[Supplied material]
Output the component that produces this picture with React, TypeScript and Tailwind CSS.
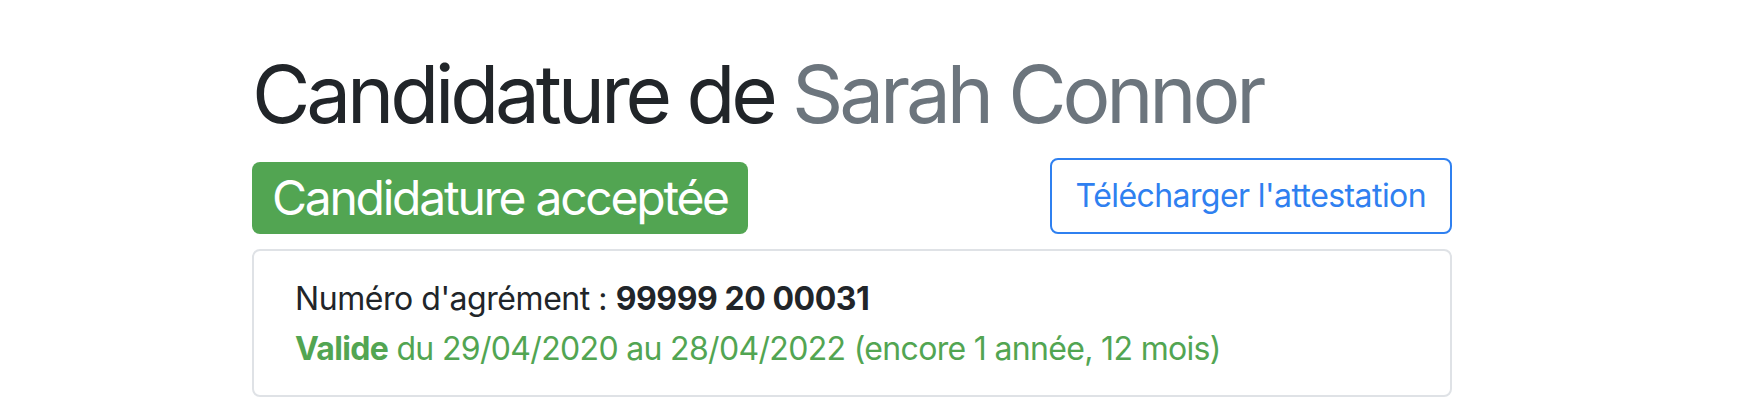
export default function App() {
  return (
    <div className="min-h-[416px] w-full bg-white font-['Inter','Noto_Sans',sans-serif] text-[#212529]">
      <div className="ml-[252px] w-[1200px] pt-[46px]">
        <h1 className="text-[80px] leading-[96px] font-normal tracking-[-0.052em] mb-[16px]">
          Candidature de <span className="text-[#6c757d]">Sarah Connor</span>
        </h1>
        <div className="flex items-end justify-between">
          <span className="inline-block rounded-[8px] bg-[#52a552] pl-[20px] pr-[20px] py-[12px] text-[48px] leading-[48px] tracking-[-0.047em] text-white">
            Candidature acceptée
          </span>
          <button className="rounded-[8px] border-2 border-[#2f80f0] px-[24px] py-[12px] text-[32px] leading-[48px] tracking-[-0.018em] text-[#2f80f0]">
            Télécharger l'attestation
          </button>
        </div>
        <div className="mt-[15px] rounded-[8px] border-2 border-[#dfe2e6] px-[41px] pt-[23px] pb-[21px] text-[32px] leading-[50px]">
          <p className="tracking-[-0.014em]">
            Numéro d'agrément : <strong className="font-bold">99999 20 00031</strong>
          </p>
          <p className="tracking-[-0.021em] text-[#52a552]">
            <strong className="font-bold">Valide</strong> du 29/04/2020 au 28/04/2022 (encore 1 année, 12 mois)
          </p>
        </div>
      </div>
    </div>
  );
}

[Your objective] Leave out the pictures and print every line of the data exactly.

[Final answer]
Output the component that produces this picture with React, TypeScript and Tailwind CSS.
export default function App() {
  return (
    <div className="min-h-[416px] w-full bg-white font-['Inter','Noto_Sans',sans-serif] text-[#212529]">
      <div className="ml-[252px] w-[1200px] pt-[46px]">
        <h1 className="text-[80px] leading-[96px] font-normal tracking-[-0.052em] mb-[16px]">
          Candidature de <span className="text-[#6c757d]">Sarah Connor</span>
        </h1>
        <div className="flex items-end justify-between">
          <span className="inline-block rounded-[8px] bg-[#52a552] pl-[20px] pr-[20px] py-[12px] text-[48px] leading-[48px] tracking-[-0.047em] text-white">
            Candidature acceptée
          </span>
          <button className="rounded-[8px] border-2 border-[#2f80f0] px-[24px] py-[12px] text-[32px] leading-[48px] tracking-[-0.018em] text-[#2f80f0]">
            Télécharger l'attestation
          </button>
        </div>
        <div className="mt-[15px] rounded-[8px] border-2 border-[#dfe2e6] px-[41px] pt-[23px] pb-[21px] text-[32px] leading-[50px]">
          <p className="tracking-[-0.014em]">
            Numéro d'agrément : <strong className="font-bold">99999 20 00031</strong>
          </p>
          <p className="tracking-[-0.021em] text-[#52a552]">
            <strong className="font-bold">Valide</strong> du 29/04/2020 au 28/04/2022 (encore 1 année, 12 mois)
          </p>
        </div>
      </div>
    </div>
  );
}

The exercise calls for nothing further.